Accueil > Intermittents : où en est la chasse aux abus ?
Encore trop peu d’efforts sont déployés par le gouvernement pour lutter
contre les recours abusifs à l’intermittence.
La chasse au recours abusif des employeurs à l’intermittence, priorité
affichée du gouvernement après la signature du protocole d’accord par
l’Unedic et les partenaires sociaux, peine aujourd’hui à dépasser l’effet
d’annonce. Depuis l’été dernier, François Caillé, secrétaire national
adjoint du Syndéac (qui regroupe les employeurs des entreprises artistiques
et culturelles), n’a répertorié que 55 contrôles d’entreprises, qui pour
beaucoup n’emploient des intermittents qu’occasionnellement, comme les cafés
et les restaurants - là où les abus sont les plus flagrants et simples à
établir.
Le cabinet d’avocats Ktorza, spécialisé dans les abus du secteur
audiovisuel, n’a quant à lui constaté aucune nouvelle mission d’inspection
dans les sociétés audiovisuelles de la région parisienne, grandes
consommatrices d’intermittents. Pourtant, le ministère de la Culture fait
état de plusieurs redressements en cours, que la Dilti (délégation
interministérielle de lutte contre le travail illégal) tient secrets, compte
tenu de la "sensibilité particulière du secteur audiovisuel." Impossible
d’obtenir un état des lieux précis sur cette question auprès de l’Inspection
du travail : le champ concerné est trop vaste, le sujet trop sensible.
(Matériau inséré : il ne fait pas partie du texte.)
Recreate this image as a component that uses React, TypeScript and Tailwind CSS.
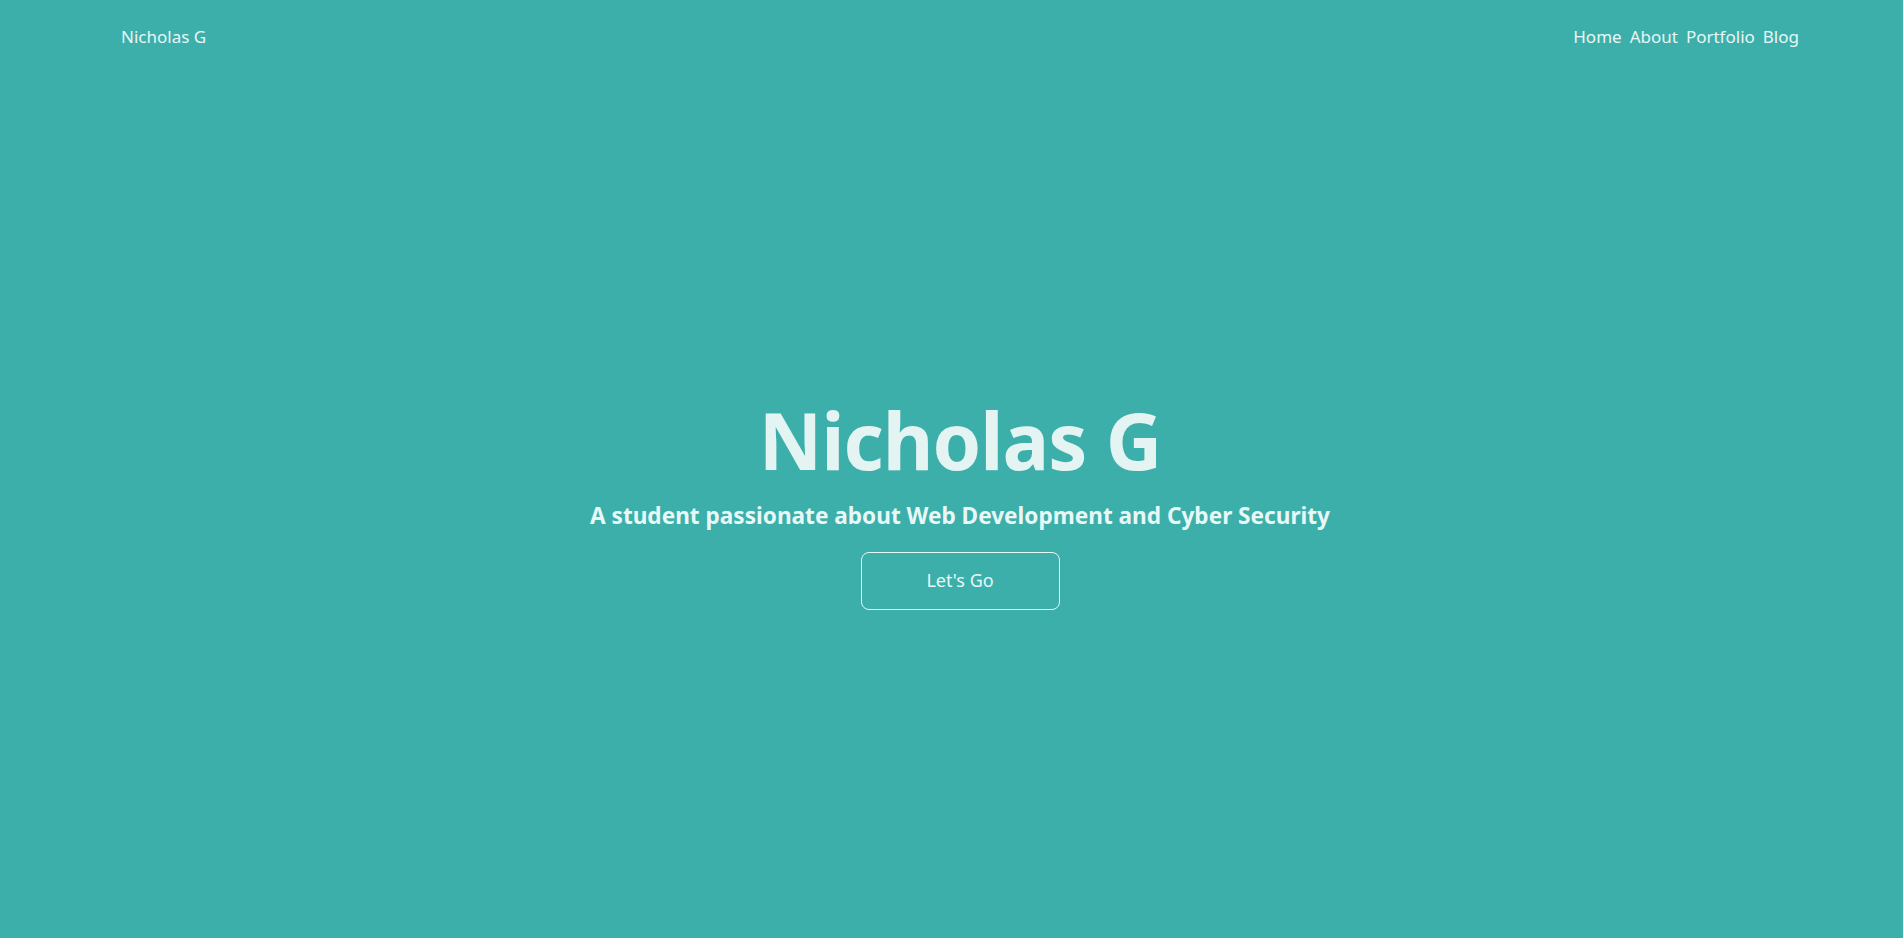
import React from "react";

export default function App() {
  const font = { fontFamily: '"Noto Sans", "Open Sans", sans-serif' };
  return (
    <div className="relative h-[938px] w-full overflow-hidden bg-[#3cafab] text-[#e6f7f6]" style={font}>
      <nav className="relative z-10 flex items-center justify-between pl-[121px] pr-[104px] pt-[26px]">
        <a className="text-[17px] leading-[22px] text-[#e6f7f6]">Nicholas G</a>
        <ul className="flex gap-[8px] text-[17px] leading-[22px]">
          <li>Home</li>
          <li>About</li>
          <li>Portfolio</li>
          <li>Blog</li>
        </ul>
      </nav>
      <div className="absolute inset-0 flex flex-col items-center justify-center pl-[17px] pt-[66px]">
        <h1 className="text-[78px] font-bold leading-[90px] tracking-[-1px] text-[#e3f4f3]">Nicholas G</h1>
        <p className="mt-[16px] text-[22.6px] font-bold leading-[30px] text-[#e8f8f7]">
          A student passionate about Web Development and Cyber Security
        </p>
        <button className="mt-[21px] h-[58px] w-[199px] rounded-[8px] border border-[#e8f8f7] text-[18px] text-[#e8f8f7]">
          Let's Go
        </button>
      </div>
    </div>
  );
}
Mais
en privé, un inspecteur du travail parisien confronté au problème, confie
qu’"il y a un décalage entre l’annonce de cette priorité par le gouvernement
et le renforcement effectif des contrôles : les abus se cachent derrière des
pratiques très techniques, souvent opaques, qui avantagent souvent les deux
parties (employeurs et employés), ce qui rend ces abus très difficiles à
repérer.
Au niveau des inspections, il n’y a pas de mesures spécifiques pour
que cette lutte soit vraiment prioritaire." Le Comité de suivi (réunissant
parlementaires, intermittents et organisations professionnelles) est unanime
: le protocole mis en place le 1er janvier ne règle pas la fraude, et même
"y conduit intrinsèquement", selon Stéphane Fiévet, président du Syndéac,
qui explique : "A partir d’un certain nombre d’heures travaillées, les
intermittents ont intérêt à ne plus déclarer leur travail car les revenus
générés par leur indemnisation sont alors supérieurs à ceux que leur travail
leur procurerait. Des intermittents voient leurs revenus exploser certains
mois, en totale contradiction avec le fondement solidaire du régime, ce qui
le décrédibilise complètement."
Le Syndéac ainsi que la Coordination
nationale des intermittents jugent nécessaire de plafonner les indemnités
pour réduire la fraude. Samuel Churin, membre de la Coordination soulève
aussi un autre lièvre : "Pour lutter efficacement contre la fraude, il
faudrait augmenter le budget de France Télévisions, qui est en partie
financé par l’Unedic." Par la généralisation de l’intermittence, c’est toute
une part de la production artistique et audiovisuelle hexagonale qui est
indirectement financée par l’Unedic, situation que vient précisément de
dénoncer la mission parlementaire sur les métiers artistiques.